Dataset excerpt
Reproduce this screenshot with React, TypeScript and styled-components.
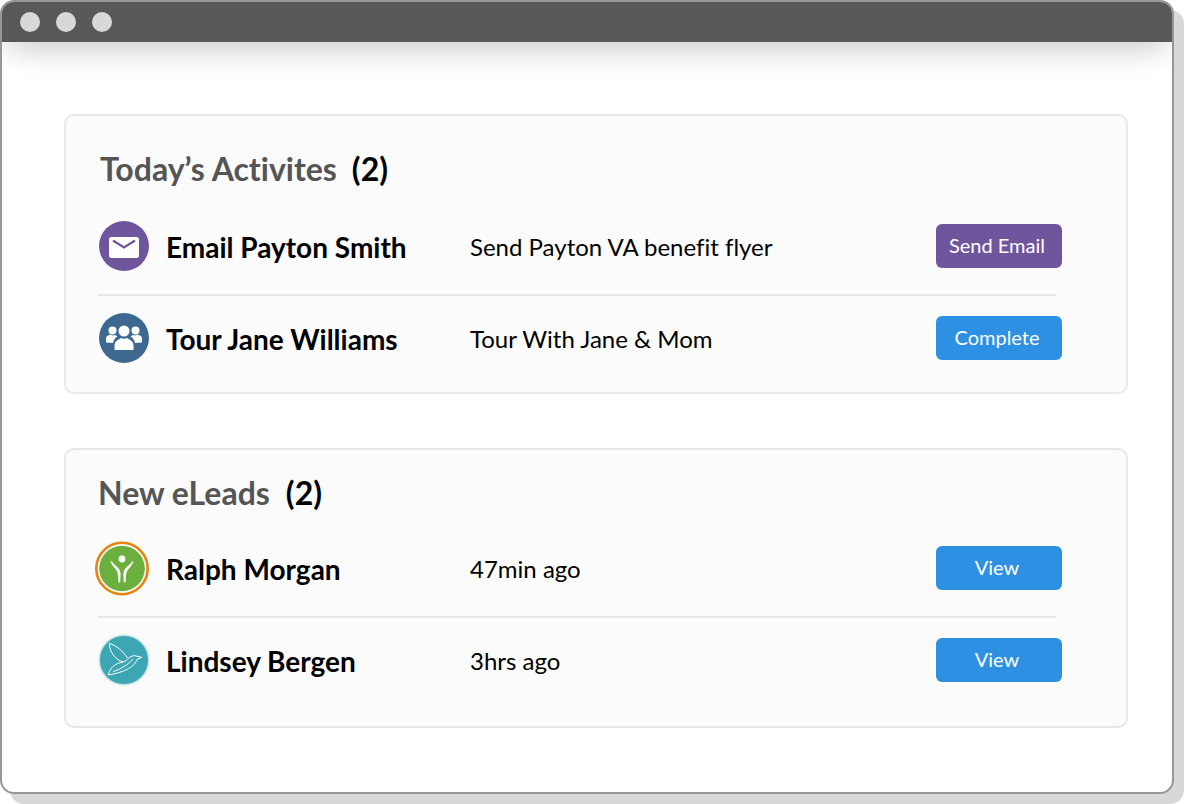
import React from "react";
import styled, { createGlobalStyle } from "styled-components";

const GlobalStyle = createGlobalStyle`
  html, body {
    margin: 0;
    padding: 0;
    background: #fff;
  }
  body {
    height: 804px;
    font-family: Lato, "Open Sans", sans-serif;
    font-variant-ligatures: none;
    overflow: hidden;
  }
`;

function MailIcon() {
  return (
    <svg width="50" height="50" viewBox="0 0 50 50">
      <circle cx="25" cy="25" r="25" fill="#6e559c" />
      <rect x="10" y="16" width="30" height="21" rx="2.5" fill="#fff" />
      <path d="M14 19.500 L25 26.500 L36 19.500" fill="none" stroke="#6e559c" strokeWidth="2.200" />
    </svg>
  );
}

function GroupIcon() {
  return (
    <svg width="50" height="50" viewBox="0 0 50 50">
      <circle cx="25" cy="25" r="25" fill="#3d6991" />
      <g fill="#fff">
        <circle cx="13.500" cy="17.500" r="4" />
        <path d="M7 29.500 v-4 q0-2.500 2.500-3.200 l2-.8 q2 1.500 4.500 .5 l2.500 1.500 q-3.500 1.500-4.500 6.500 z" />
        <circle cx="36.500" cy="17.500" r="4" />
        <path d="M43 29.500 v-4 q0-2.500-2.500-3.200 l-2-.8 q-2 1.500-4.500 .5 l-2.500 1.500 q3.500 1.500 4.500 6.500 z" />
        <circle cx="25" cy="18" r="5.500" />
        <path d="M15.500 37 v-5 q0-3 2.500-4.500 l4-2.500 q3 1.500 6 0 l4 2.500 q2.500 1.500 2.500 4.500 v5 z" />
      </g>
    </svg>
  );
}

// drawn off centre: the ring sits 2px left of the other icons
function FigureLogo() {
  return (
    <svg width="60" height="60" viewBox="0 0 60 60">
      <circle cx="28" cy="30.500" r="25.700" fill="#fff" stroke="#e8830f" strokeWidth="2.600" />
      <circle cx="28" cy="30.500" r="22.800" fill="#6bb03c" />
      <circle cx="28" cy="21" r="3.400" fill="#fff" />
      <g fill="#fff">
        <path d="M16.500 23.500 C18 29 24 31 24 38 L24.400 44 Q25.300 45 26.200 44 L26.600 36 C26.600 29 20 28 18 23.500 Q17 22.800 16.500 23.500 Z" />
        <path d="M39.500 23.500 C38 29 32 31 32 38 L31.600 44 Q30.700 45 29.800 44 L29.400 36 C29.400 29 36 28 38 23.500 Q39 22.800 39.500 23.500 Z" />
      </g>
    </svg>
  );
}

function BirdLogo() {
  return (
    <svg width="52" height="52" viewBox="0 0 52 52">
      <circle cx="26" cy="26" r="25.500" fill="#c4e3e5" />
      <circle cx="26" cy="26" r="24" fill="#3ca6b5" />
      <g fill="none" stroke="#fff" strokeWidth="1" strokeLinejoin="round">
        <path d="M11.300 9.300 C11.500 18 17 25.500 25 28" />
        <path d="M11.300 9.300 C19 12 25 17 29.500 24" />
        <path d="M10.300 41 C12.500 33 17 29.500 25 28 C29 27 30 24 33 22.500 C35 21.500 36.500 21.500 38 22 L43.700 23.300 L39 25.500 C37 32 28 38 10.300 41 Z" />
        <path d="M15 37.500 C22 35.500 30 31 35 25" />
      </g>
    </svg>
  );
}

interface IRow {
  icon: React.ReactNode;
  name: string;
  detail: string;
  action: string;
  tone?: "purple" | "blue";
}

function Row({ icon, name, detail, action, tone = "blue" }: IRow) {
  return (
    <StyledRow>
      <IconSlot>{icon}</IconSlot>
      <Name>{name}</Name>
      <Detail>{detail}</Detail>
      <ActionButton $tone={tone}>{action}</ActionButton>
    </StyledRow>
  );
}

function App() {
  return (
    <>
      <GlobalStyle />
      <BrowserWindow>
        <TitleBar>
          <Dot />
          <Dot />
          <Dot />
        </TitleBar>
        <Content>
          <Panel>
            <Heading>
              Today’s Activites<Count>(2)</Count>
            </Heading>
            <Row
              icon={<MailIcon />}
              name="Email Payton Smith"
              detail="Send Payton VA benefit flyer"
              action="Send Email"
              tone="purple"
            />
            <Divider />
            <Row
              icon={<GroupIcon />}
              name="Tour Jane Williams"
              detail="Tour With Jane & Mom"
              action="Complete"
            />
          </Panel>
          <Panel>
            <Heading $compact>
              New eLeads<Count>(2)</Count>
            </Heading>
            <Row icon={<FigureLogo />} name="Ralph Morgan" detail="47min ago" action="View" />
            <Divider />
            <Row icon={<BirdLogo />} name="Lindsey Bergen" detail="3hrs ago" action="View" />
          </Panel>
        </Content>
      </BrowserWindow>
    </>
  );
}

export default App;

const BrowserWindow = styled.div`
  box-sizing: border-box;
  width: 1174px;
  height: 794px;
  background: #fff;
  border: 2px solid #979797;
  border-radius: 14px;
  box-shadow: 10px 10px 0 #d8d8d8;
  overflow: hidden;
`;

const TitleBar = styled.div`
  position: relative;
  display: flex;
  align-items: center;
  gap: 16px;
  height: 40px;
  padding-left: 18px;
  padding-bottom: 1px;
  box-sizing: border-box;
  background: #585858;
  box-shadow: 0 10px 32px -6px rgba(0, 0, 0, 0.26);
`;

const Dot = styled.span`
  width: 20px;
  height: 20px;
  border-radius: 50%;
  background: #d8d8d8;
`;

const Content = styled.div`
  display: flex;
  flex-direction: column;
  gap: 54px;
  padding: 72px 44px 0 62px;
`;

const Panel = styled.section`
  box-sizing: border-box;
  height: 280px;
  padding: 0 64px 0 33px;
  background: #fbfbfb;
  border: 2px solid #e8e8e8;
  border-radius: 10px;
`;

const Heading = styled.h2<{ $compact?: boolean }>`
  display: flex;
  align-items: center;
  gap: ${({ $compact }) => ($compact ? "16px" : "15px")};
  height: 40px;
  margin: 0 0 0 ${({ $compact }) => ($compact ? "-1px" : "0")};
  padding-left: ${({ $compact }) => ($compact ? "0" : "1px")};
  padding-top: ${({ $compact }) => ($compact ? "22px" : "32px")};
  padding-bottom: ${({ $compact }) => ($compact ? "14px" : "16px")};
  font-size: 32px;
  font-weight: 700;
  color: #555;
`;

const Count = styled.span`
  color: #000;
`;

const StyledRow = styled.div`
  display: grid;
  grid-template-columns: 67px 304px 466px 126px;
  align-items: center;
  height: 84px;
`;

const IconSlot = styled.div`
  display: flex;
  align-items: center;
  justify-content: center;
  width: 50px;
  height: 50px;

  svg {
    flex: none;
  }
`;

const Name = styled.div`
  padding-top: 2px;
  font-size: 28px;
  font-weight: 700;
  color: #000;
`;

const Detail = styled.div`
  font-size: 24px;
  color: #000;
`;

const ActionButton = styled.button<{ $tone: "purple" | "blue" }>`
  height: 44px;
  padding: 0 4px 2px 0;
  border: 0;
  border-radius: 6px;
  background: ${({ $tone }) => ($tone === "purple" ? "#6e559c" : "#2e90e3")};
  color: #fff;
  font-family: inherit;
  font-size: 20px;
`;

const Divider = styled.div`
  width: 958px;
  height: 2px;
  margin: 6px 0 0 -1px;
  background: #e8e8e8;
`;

Exercise directions
Write out the full set of lines verbatim, without the pictures.

Task solution
Reproduce this screenshot with React, TypeScript and styled-components.
import React from "react";
import styled, { createGlobalStyle } from "styled-components";

const GlobalStyle = createGlobalStyle`
  html, body {
    margin: 0;
    padding: 0;
    background: #fff;
  }
  body {
    height: 804px;
    font-family: Lato, "Open Sans", sans-serif;
    font-variant-ligatures: none;
    overflow: hidden;
  }
`;

function MailIcon() {
  return (
    <svg width="50" height="50" viewBox="0 0 50 50">
      <circle cx="25" cy="25" r="25" fill="#6e559c" />
      <rect x="10" y="16" width="30" height="21" rx="2.5" fill="#fff" />
      <path d="M14 19.500 L25 26.500 L36 19.500" fill="none" stroke="#6e559c" strokeWidth="2.200" />
    </svg>
  );
}

function GroupIcon() {
  return (
    <svg width="50" height="50" viewBox="0 0 50 50">
      <circle cx="25" cy="25" r="25" fill="#3d6991" />
      <g fill="#fff">
        <circle cx="13.500" cy="17.500" r="4" />
        <path d="M7 29.500 v-4 q0-2.500 2.500-3.200 l2-.8 q2 1.500 4.500 .5 l2.500 1.500 q-3.500 1.500-4.500 6.500 z" />
        <circle cx="36.500" cy="17.500" r="4" />
        <path d="M43 29.500 v-4 q0-2.500-2.500-3.200 l-2-.8 q-2 1.500-4.500 .5 l-2.500 1.500 q3.500 1.500 4.500 6.500 z" />
        <circle cx="25" cy="18" r="5.500" />
        <path d="M15.500 37 v-5 q0-3 2.500-4.500 l4-2.500 q3 1.500 6 0 l4 2.500 q2.500 1.500 2.500 4.500 v5 z" />
      </g>
    </svg>
  );
}

// drawn off centre: the ring sits 2px left of the other icons
function FigureLogo() {
  return (
    <svg width="60" height="60" viewBox="0 0 60 60">
      <circle cx="28" cy="30.500" r="25.700" fill="#fff" stroke="#e8830f" strokeWidth="2.600" />
      <circle cx="28" cy="30.500" r="22.800" fill="#6bb03c" />
      <circle cx="28" cy="21" r="3.400" fill="#fff" />
      <g fill="#fff">
        <path d="M16.500 23.500 C18 29 24 31 24 38 L24.400 44 Q25.300 45 26.200 44 L26.600 36 C26.600 29 20 28 18 23.500 Q17 22.800 16.500 23.500 Z" />
        <path d="M39.500 23.500 C38 29 32 31 32 38 L31.600 44 Q30.700 45 29.800 44 L29.400 36 C29.400 29 36 28 38 23.500 Q39 22.800 39.500 23.500 Z" />
      </g>
    </svg>
  );
}

function BirdLogo() {
  return (
    <svg width="52" height="52" viewBox="0 0 52 52">
      <circle cx="26" cy="26" r="25.500" fill="#c4e3e5" />
      <circle cx="26" cy="26" r="24" fill="#3ca6b5" />
      <g fill="none" stroke="#fff" strokeWidth="1" strokeLinejoin="round">
        <path d="M11.300 9.300 C11.500 18 17 25.500 25 28" />
        <path d="M11.300 9.300 C19 12 25 17 29.500 24" />
        <path d="M10.300 41 C12.500 33 17 29.500 25 28 C29 27 30 24 33 22.500 C35 21.500 36.500 21.500 38 22 L43.700 23.300 L39 25.500 C37 32 28 38 10.300 41 Z" />
        <path d="M15 37.500 C22 35.500 30 31 35 25" />
      </g>
    </svg>
  );
}

interface IRow {
  icon: React.ReactNode;
  name: string;
  detail: string;
  action: string;
  tone?: "purple" | "blue";
}

function Row({ icon, name, detail, action, tone = "blue" }: IRow) {
  return (
    <StyledRow>
      <IconSlot>{icon}</IconSlot>
      <Name>{name}</Name>
      <Detail>{detail}</Detail>
      <ActionButton $tone={tone}>{action}</ActionButton>
    </StyledRow>
  );
}

function App() {
  return (
    <>
      <GlobalStyle />
      <BrowserWindow>
        <TitleBar>
          <Dot />
          <Dot />
          <Dot />
        </TitleBar>
        <Content>
          <Panel>
            <Heading>
              Today’s Activites<Count>(2)</Count>
            </Heading>
            <Row
              icon={<MailIcon />}
              name="Email Payton Smith"
              detail="Send Payton VA benefit flyer"
              action="Send Email"
              tone="purple"
            />
            <Divider />
            <Row
              icon={<GroupIcon />}
              name="Tour Jane Williams"
              detail="Tour With Jane & Mom"
              action="Complete"
            />
          </Panel>
          <Panel>
            <Heading $compact>
              New eLeads<Count>(2)</Count>
            </Heading>
            <Row icon={<FigureLogo />} name="Ralph Morgan" detail="47min ago" action="View" />
            <Divider />
            <Row icon={<BirdLogo />} name="Lindsey Bergen" detail="3hrs ago" action="View" />
          </Panel>
        </Content>
      </BrowserWindow>
    </>
  );
}

export default App;

const BrowserWindow = styled.div`
  box-sizing: border-box;
  width: 1174px;
  height: 794px;
  background: #fff;
  border: 2px solid #979797;
  border-radius: 14px;
  box-shadow: 10px 10px 0 #d8d8d8;
  overflow: hidden;
`;

const TitleBar = styled.div`
  position: relative;
  display: flex;
  align-items: center;
  gap: 16px;
  height: 40px;
  padding-left: 18px;
  padding-bottom: 1px;
  box-sizing: border-box;
  background: #585858;
  box-shadow: 0 10px 32px -6px rgba(0, 0, 0, 0.26);
`;

const Dot = styled.span`
  width: 20px;
  height: 20px;
  border-radius: 50%;
  background: #d8d8d8;
`;

const Content = styled.div`
  display: flex;
  flex-direction: column;
  gap: 54px;
  padding: 72px 44px 0 62px;
`;

const Panel = styled.section`
  box-sizing: border-box;
  height: 280px;
  padding: 0 64px 0 33px;
  background: #fbfbfb;
  border: 2px solid #e8e8e8;
  border-radius: 10px;
`;

const Heading = styled.h2<{ $compact?: boolean }>`
  display: flex;
  align-items: center;
  gap: ${({ $compact }) => ($compact ? "16px" : "15px")};
  height: 40px;
  margin: 0 0 0 ${({ $compact }) => ($compact ? "-1px" : "0")};
  padding-left: ${({ $compact }) => ($compact ? "0" : "1px")};
  padding-top: ${({ $compact }) => ($compact ? "22px" : "32px")};
  padding-bottom: ${({ $compact }) => ($compact ? "14px" : "16px")};
  font-size: 32px;
  font-weight: 700;
  color: #555;
`;

const Count = styled.span`
  color: #000;
`;

const StyledRow = styled.div`
  display: grid;
  grid-template-columns: 67px 304px 466px 126px;
  align-items: center;
  height: 84px;
`;

const IconSlot = styled.div`
  display: flex;
  align-items: center;
  justify-content: center;
  width: 50px;
  height: 50px;

  svg {
    flex: none;
  }
`;

const Name = styled.div`
  padding-top: 2px;
  font-size: 28px;
  font-weight: 700;
  color: #000;
`;

const Detail = styled.div`
  font-size: 24px;
  color: #000;
`;

const ActionButton = styled.button<{ $tone: "purple" | "blue" }>`
  height: 44px;
  padding: 0 4px 2px 0;
  border: 0;
  border-radius: 6px;
  background: ${({ $tone }) => ($tone === "purple" ? "#6e559c" : "#2e90e3")};
  color: #fff;
  font-family: inherit;
  font-size: 20px;
`;

const Divider = styled.div`
  width: 958px;
  height: 2px;
  margin: 6px 0 0 -1px;
  background: #e8e8e8;
`;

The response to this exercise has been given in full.